In conversations with online channels, we’ve seen some companies where nearly half of their headcount is devoted entirely to order fulfillment–even at companies who are explicitly not merchants, but who are taking on those responsibilities simply because they have no better operational model.
What appears initially to be a quick fix ends up requiring more and more stop-gap solutions of its own, drowning companies in overhead and siphoning headcount away from innovation and into patching a broken system.
Built for advertising, not for shopping
If scraping is so ineffective and error-prone, why does everybody use it? Simply put: until very recently, it’s been the only option out there. What was designed for an advertising-centric internet is currently the only tool available for those attempting to build a commerce-centric internet.
Specifically, web scraping was created for tagging products. Online advertisements traffic in representations only: when you buy an ad unit, you’re just buying the digital depiction of the item, not the actual item. You don’t need to know the inventory, shipping information, or payment info. No physical product needs to change hands.
But we’ve now reached the point where peoples’ behavior and expectations have outpaced existing commerce infrastructure: they not only expect to discover products and services on the internet, they expect to be able to purchase them there as well. To close the gap between discovery and purchase, we need a completely different infrastructural paradigm, one based on integration.
Unified integration: built for ecommerce
Violet’s unified ecommerce API is infrastructure built for ecommerce, by engineers who understand the challenges and needs of both channels and merchants firsthand. Our single API integrates with many of the most popular e-commerce platforms, allowing direct connection between merchants’ inventories and channels’ front-end experiences. Instead of just extracting a PDP, Violet addresses every key feature of a successful shopping experience, from discovery all the way through order fulfillment and payout:
Inventory: Because the channel is directly connected to a merchant’s backend, the PDP syncs with inventory information instantly, so shoppers (and channels) always know what’s in stock.
Updates: Updates to a merchant’s website have no effect on their ability to read and exchange product and order information with a channel. Because the data comes directly from their backend, the integration is frontend-agnostic.
Tax & shipping: Violet’s API also pulls all relevant shipping & tax information, so shoppers are never surprised and channels never have to eat unnecessary fees.

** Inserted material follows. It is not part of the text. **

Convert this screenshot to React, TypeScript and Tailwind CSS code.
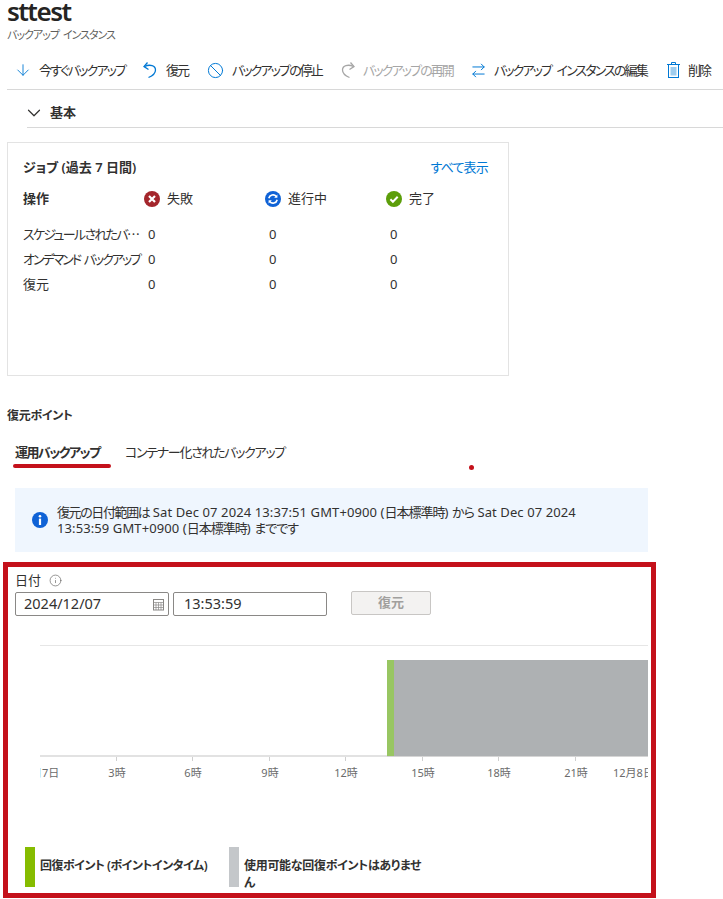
import { ArrowDown, ArrowRightLeft, Ban, ChevronDown, Info } from 'lucide-react';

const font = "font-['Noto_Sans','Noto_Sans_CJK_JP',sans-serif] [font-feature-settings:'palt']";

const ticks = [
  { x: 116, label: '3時' },
  { x: 192, label: '6時' },
  { x: 269, label: '9時' },
  { x: 345, label: '12時' },
  { x: 422, label: '15時' },
  { x: 498, label: '18時' },
  { x: 575, label: '21時' },
];

const rows = [
  { name: 'スケジュールされたバ⋯', cls: 'tracking-[-1.7px]' },
  { name: 'オンデマンド バックアップ', cls: 'tracking-[-2px] [word-spacing:2px]' },
  { name: '復元', cls: '' },
];

function StatusIcon({ kind }: { kind: 'fail' | 'run' | 'done' }) {
  if (kind === 'fail') {
    return (
      <svg width="16" height="16" viewBox="0 0 16 16">
        <circle cx="8" cy="8" r="8" fill="#a4262c" />
        <path d="M5 5l6 6M11 5l-6 6" stroke="#fff" strokeWidth="2.2" />
      </svg>
    );
  }
  if (kind === 'run') {
    return (
      <svg width="16" height="16" viewBox="0 0 16 16" fill="none">
        <circle cx="8" cy="8" r="8" fill="#0f62d6" />
        <path d="M3.8 7.2A4.3 4.3 0 0 1 11.3 5.4" stroke="#fff" strokeWidth="1.6" />
        <path d="M12.2 8.8A4.3 4.3 0 0 1 4.7 10.6" stroke="#fff" strokeWidth="1.6" />
        <path d="M12.4 3.6v3.2H9.2zM3.6 12.4V9.2h3.2z" fill="#fff" />
      </svg>
    );
  }
  return (
    <svg width="16" height="16" viewBox="0 0 16 16" fill="none">
      <circle cx="8" cy="8" r="8" fill="#5c9e0a" />
      <path d="M4.4 8.2l2.5 2.5 4.8-5" stroke="#fff" strokeWidth="2" />
    </svg>
  );
}

function HookArrow({ color, flip }: { color: string; flip?: boolean }) {
  return (
    <svg width="17" height="18" viewBox="0 0 17 18" fill="none" stroke={color} strokeWidth="1.3" className={flip ? '-scale-x-100' : ''}>
      <path d="M5.5 1.5L2 5.5l4.5 3" />
      <path d="M2.5 5.5C8 3 13.5 4.5 13.5 9c0 3.2-3 5.8-7 7.5" />
    </svg>
  );
}

function TrashIcon() {
  return (
    <svg width="17" height="18" viewBox="0 0 17 18" fill="none">
      <rect x="3.5" y="3.5" width="10" height="13" fill="#fff" stroke="#0078d4" />
      <rect x="5.5" y="6" width="6" height="8.5" fill="#9fcdee" />
      <path d="M2 3.5h13M6.5 3.5v-2h4v2" stroke="#0078d4" />
    </svg>
  );
}

function ToolItem({ icon, label, disabled, className }: { icon: React.ReactNode; label: string; disabled?: boolean; className: string }) {
  return (
    <div className={`flex items-center whitespace-nowrap ${className}`}>
      {icon}
      <span className={`text-[13px] leading-4 tracking-[-1.9px] [word-spacing:4px] ${disabled ? 'text-[#a6a6a6]' : 'text-[#323130]'}`}>{label}</span>
    </div>
  );
}

export default function App() {
  return (
    <div className={`${font} relative h-[899px] w-[723px] overflow-hidden bg-white text-[#323130]`}>
      <div className="pl-[7px]">
        <h1 className="h-[27px] text-[26px] leading-[22px] font-semibold tracking-[-1.5px] text-[#252423]">sttest</h1>
        <p className="text-[11px] leading-4 tracking-[-1px] [word-spacing:2px] text-[#605e5c]">バックアップ インスタンス</p>
      </div>

      <div className="mt-[8px] ml-[7px] flex h-[39px] items-center border-b border-[#d8d8d8] pl-[7px]">
        <ToolItem className="w-[128px] gap-[7px]" label="今すぐバックアップ" icon={<ArrowDown size={18} strokeWidth={1.2} className="text-[#0078d4]" />} />
        <ToolItem className="w-[65px] gap-[7px]" label="復元" icon={<HookArrow color="#0078d4" />} />
        <ToolItem className="w-[132px] gap-[8px]" label="バックアップの停止" icon={<Ban size={17} strokeWidth={1.4} className="text-[#0078d4]" />} />
        <ToolItem className="w-[131px] gap-[7px]" label="バックアップの再開" disabled icon={<HookArrow color="#a6a6a6" flip />} />
        <ToolItem className="w-[195px] gap-[7px]" label="バックアップ インスタンスの編集" icon={<ArrowRightLeft size={17} strokeWidth={1.4} className="text-[#0078d4]" />} />
        <ToolItem className="gap-[6px]" label="削除" icon={<TrashIcon />} />
      </div>

      <div className="ml-[27px] flex h-[38px] items-center border-b border-[#d8d8d8] pt-[8px]">
        <ChevronDown size={22} strokeWidth={1.3} className="-ml-[4px] text-[#323130]" />
        <span className="ml-[5px] text-[13px] font-semibold">基本</span>
      </div>

      <section className="mt-[14px] ml-[7px] h-[234px] w-[502px] border border-[#e3e3e3] px-[15px] pt-[15px]">
        <div className="flex items-center justify-between pr-[5px]">
          <span className="text-[13px] leading-[18px] font-semibold">ジョブ (過去 7 日間)</span>
          <span className="text-[13px] leading-[18px] tracking-[-0.8px] text-[#0078d4]">すべて表示</span>
        </div>
        <div className="mt-[13px] grid grid-cols-[121px_121px_121px_1fr] items-center">
          <span className="text-[13px] font-semibold">操作</span>
          <span className="flex items-center gap-[7px] text-[13px]"><StatusIcon kind="fail" />失敗</span>
          <span className="flex items-center gap-[7px] text-[13px]"><StatusIcon kind="run" />進行中</span>
          <span className="flex items-center gap-[7px] text-[13px]"><StatusIcon kind="done" />完了</span>
        </div>
        <div className="mt-[14px] flex flex-col">
          {rows.map((r) => (
            <div key={r.name} className="grid h-[25px] grid-cols-[125px_121px_121px_1fr] items-center text-[13px]">
              <span className={`whitespace-nowrap ${r.cls}`}>{r.name}</span>
              <span>0</span>
              <span>0</span>
              <span>0</span>
            </div>
          ))}
        </div>
      </section>

      <h2 className="mt-[32px] ml-[7px] text-[12px] leading-4 font-semibold tracking-[-0.3px]">復元ポイント</h2>

      <div className="mt-[19px] ml-[13px] flex items-start whitespace-nowrap">
        <div className="flex w-[98px] flex-col">
          <span className="pl-[2px] text-[13px] leading-[18px] font-semibold tracking-[-1.5px]">運用バックアップ</span>
          <span className="mt-[3px] h-[4px] rounded-full bg-[#c4111b]" />
        </div>
        <span className="ml-[14px] text-[13px] leading-[18px] tracking-[-1.3px]">コンテナー化されたバックアップ</span>
      </div>
      <span className="absolute top-[465px] left-[469px] h-[5px] w-[5px] rounded-full bg-[#c4111b]" />

      <div className="mt-[20px] ml-[15px] flex h-[64px] w-[633px] items-center gap-[9px] bg-[#eff6fe] pr-[48px] pl-[17px]">
        <svg width="16" height="16" viewBox="0 0 16 16" className="shrink-0">
          <circle cx="8" cy="8" r="8" fill="#0f62d6" />
          <circle cx="8" cy="4.2" r="1.3" fill="#fff" />
          <rect x="6.9" y="6.6" width="2.2" height="6.4" fill="#fff" />
        </svg>
        <p className="text-[13px] leading-4 tracking-[0.1px]">
          <span className="tracking-[-1.4px]">復元の日付範囲は</span> Sat Dec 07 2024 13:37:51 GMT+0900 (<span className="tracking-[-1px]">日本標準時</span>) <span className="tracking-[-1px]">から</span> Sat Dec 07 2024 13:53:59 GMT+0900 (<span className="tracking-[-1px]">日本標準時</span>) <span className="tracking-[-1px]">までです</span>
        </p>
      </div>

      <div className="mt-[10px] ml-[3px] h-[336px] w-[653px] border-[5px] border-[#c4111b] pt-[4px] pl-[7px]">
        <div className="flex items-center gap-[8px] text-[13px] leading-[18px]">
          日付
          <Info size={13} strokeWidth={1.2} className="text-[#605e5c]" />
        </div>
        <div className="mt-[3px] flex items-center">
          <div className="flex h-[24px] w-[154px] items-center justify-between rounded-[2px] border border-[#8a8886] pr-[3px] pl-[8px] text-[14.5px]">
            2024/12/07
            <svg width="13" height="13" viewBox="0 0 13 13" fill="none" stroke="#8a8886">
              <rect x="1.5" y="1.5" width="10" height="10.5" />
              <path d="M1.5 4.5h10M1.5 7h10M1.5 9.5h10M4 4.5V12M6.5 4.5V12M9 4.5V12" strokeWidth="0.7" />
            </svg>
          </div>
          <div className="ml-[4px] flex h-[24px] w-[154px] items-center rounded-[2px] border border-[#8a8886] pl-[10px] text-[14.5px]">13:53:59</div>
          <div className="mt-[-2px] ml-[24px] flex h-[24px] w-[80px] items-center justify-center rounded-[2px] border border-[#c8c6c4] bg-[#f3f2f1] text-[13px] font-semibold text-[#a19f9d]">復元</div>
        </div>

        <svg width="640" height="140" viewBox="8 640 640 140" className="mt-[24px] -ml-[7px] block">
          <defs>
            <clipPath id="plot">
              <rect x="40" y="640" width="608" height="140" />
            </clipPath>
          </defs>
          <rect x="40" y="645" width="608" height="1" fill="#e6e6e6" />
          <rect x="387" y="660" width="7" height="96" fill="#98c662" />
          <rect x="394" y="660" width="254" height="96" fill="#aeb1b3" />
          <rect x="40" y="755" width="347" height="2" fill="#e2e2e2" />
          <rect x="387" y="756" width="261" height="1" fill="#d5d5d5" />
          <g clipPath="url(#plot)" fontSize="11" fill="#6b6b6b">
            {ticks.map((t) => (
              <g key={t.label}>
                <rect x={t.x} y="757" width="1" height="4" fill="#cfcfcf" />
                <text x={t.x + 1} y="777" textAnchor="middle">{t.label}</text>
              </g>
            ))}
            <text x="31" y="777">月7日</text>
            <text x="613" y="777">12月8日</text>
          </g>
        </svg>

        <div className="mt-[67px] flex items-start">
          <div className="flex w-[214px] items-start pl-[10px]">
            <span className="h-[40px] w-[10px] shrink-0 bg-[#86bc00]" />
            <span className="mt-[10px] ml-[5px] text-[12px] leading-[18px] font-semibold tracking-[-0.5px] whitespace-nowrap">回復ポイント (ポイントインタイム)</span>
          </div>
          <div className="flex items-start">
            <span className="h-[40px] w-[10px] shrink-0 bg-[#c4c7ca]" />
            <span className="mt-[10px] ml-[5px] w-[181px] text-[12px] leading-[17px] font-semibold tracking-[-0.3px]">使用可能な回復ポイントはありません</span>
          </div>
        </div>
      </div>
    </div>
  );
}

Payments: Because Violet connects a channel’s checkout experience directly with the merchant’s backend, payment can be directly facilitated with the Merchant: no duplicate payments, no serving as a merchant of record.
Orders: Orders placed with violet are indistinguishable from orders placed on a merchant’s website. This means they receive the order directly from the shopper, along with all the necessary contact, shipping, and billing information–no middleman necessary.
Tracking, exchanges, and returns: Similarly, all order tracking, exchanges, and returns are handled directly by the merchant. The channel is not involved once the order is placed.
Payouts: Violet also has the ability to automate payouts between merchants and channels, so neither side gets bogged down in extra paperwork or processing.
The end result is a seamless, automated infrastructure that meets shoppers where they are, and frees channels and merchants to do what they do best. Instead of time and resource-consuming “automations,” online channels and aggregators get a frictionless, responsive, and scalable foundation that finally allows them to scale with ease, and devote their resources to innovating and improving their core product.
At Violet, we’re working diligently to create a shopping-forward internet, where integration rules the day and scraping becomes a thing of the past.